Investors Await Warsh's First Fed Meeting for Clues on His Policy Stamp

Deep News03:55

According to executives at Pacific Investment Management Company (Pimco), bond investors will be closely watching next week's Federal Reserve meeting to gauge how quickly new Chair Kevin Warsh will begin to put his own stamp on the central bank.

Richard Clarida, Pimco's global economic advisor and a former Fed vice chair, noted that investors are still trying to determine how Warsh will handle the Fed's communication with the market.

"Looking back to the 80s, understandably, when a new Fed chair comes in, there is a period, perhaps measured in weeks or months, where you try to understand the institutional framework and the communication," Clarida said Thursday at a Pimco media event in New York. "For me, the real question is to what extent and how Warsh will put his own stamp and his own emphasis on that communication."

The new Fed Chair, who lobbied for the role to succeed Jerome Powell, has advocated for a return to a less transparent approach to monetary policy. During his Senate confirmation hearing in April, Warsh stated, "Unlike many of my colleagues past and present, I do not believe in forward guidance."

Bond investors are weighing potential changes, including a shorter Federal Open Market Committee statement, the elimination of the dot plot, and fewer press conferences by the Fed chair. However, if the central bank provides less guidance, making its actions less predictable, and sparks more internal debate leading to more frequent dissents from officials, investors will face a more volatile market.

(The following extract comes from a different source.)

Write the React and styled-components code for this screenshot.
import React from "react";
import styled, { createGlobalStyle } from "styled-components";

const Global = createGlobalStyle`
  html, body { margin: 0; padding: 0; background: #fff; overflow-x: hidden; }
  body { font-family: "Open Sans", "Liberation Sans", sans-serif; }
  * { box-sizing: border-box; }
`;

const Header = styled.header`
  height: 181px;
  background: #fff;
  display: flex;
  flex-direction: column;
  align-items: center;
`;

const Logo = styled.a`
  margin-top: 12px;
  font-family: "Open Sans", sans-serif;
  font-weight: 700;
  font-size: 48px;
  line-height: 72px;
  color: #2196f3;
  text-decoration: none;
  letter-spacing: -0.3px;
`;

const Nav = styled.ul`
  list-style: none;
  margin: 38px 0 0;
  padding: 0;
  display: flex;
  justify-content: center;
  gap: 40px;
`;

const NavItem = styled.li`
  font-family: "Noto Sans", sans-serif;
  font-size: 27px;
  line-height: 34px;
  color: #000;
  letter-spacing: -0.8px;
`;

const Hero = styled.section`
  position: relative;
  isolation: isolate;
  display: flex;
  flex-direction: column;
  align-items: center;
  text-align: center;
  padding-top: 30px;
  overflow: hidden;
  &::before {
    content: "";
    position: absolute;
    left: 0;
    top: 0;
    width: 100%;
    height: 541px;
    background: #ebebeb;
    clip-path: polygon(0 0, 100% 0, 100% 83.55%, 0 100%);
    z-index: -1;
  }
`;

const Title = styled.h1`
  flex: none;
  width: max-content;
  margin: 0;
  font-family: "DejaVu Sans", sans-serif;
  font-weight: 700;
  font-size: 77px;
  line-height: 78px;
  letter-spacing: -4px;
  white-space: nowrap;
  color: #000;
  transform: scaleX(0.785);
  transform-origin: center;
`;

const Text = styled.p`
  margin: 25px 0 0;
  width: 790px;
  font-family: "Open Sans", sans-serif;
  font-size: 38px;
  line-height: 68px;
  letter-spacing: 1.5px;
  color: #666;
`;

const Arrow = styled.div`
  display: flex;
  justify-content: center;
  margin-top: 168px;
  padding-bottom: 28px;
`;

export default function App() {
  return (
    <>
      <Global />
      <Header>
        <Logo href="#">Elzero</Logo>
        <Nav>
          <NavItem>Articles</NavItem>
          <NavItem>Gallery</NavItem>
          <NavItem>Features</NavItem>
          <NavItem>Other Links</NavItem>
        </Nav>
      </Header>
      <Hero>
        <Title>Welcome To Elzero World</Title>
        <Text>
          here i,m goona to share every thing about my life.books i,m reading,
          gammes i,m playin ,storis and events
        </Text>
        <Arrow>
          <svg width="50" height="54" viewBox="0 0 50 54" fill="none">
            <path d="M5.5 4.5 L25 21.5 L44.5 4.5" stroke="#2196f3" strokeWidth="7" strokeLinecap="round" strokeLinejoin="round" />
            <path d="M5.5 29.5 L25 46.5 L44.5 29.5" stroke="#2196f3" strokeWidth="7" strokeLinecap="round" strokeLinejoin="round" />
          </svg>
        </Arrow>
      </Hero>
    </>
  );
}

"On the margin, less communication could create a bit more volatility and uncertainty, which could potentially bring more returns through active management," said Daniel Ivascyn, Pimco's Chief Investment Officer. "The Fed under Warsh will maintain sufficient independence in the areas the market cares most about, primarily interest rate and balance sheet policy."

The short-term interest rate dot plot was introduced in 2012 by former Fed Chair Ben Bernanke to help guide investors during the era of ultra-low rates following the financial crisis.

Ivascyn noted that forward guidance was "quite important" when the federal funds rate was at low levels. "So today, with the funds rate where it is, from a market perspective, it's less important." "We talk about these dots a lot, it's fun to talk about, but you have to largely ignore them, first they are individual views, there is uncertainty, and things are always happening."

Ivascyn highlighted how the bond market quickly shifted from pricing in rate cuts to expecting hikes after the outbreak of war in the Middle East. He said, "It didn't take a Fed utterance, it didn't take any official change in language, to get a selloff in the 2-year Treasury," with the yield rising from about 3.4% in February toward 4.20%.

Ivascyn warned that trying to push down short-term rates during a period of high uncertainty for the global economy and inflation could backfire for the Fed.

"Lowering short-term rates now doesn't necessarily mean that the very important 5-year or 10-year rates move in the same direction, and people recognize that," he said. "If the Fed cuts rates during this uncertain period, you're likely to see rates further out the yield curve move in the opposite direction, which we think would be counterproductive."

Ivascyn stated that Pimco will watch how the Fed under Warsh might seek to reduce the size of the central bank's balance sheet. The balance sheet, currently around $6.7 trillion, is down from a peak of $9 trillion in 2022. Warsh has previously linked shrinking the balance sheet to the possibility of rate cuts.

Ivascyn added, "The balance sheet piece is something we are quite focused on, it could have an impact on the shape of the yield curve and the performance of bonds of different maturities." "It's more important than what they do on the communication side or the parts related to forward guidance."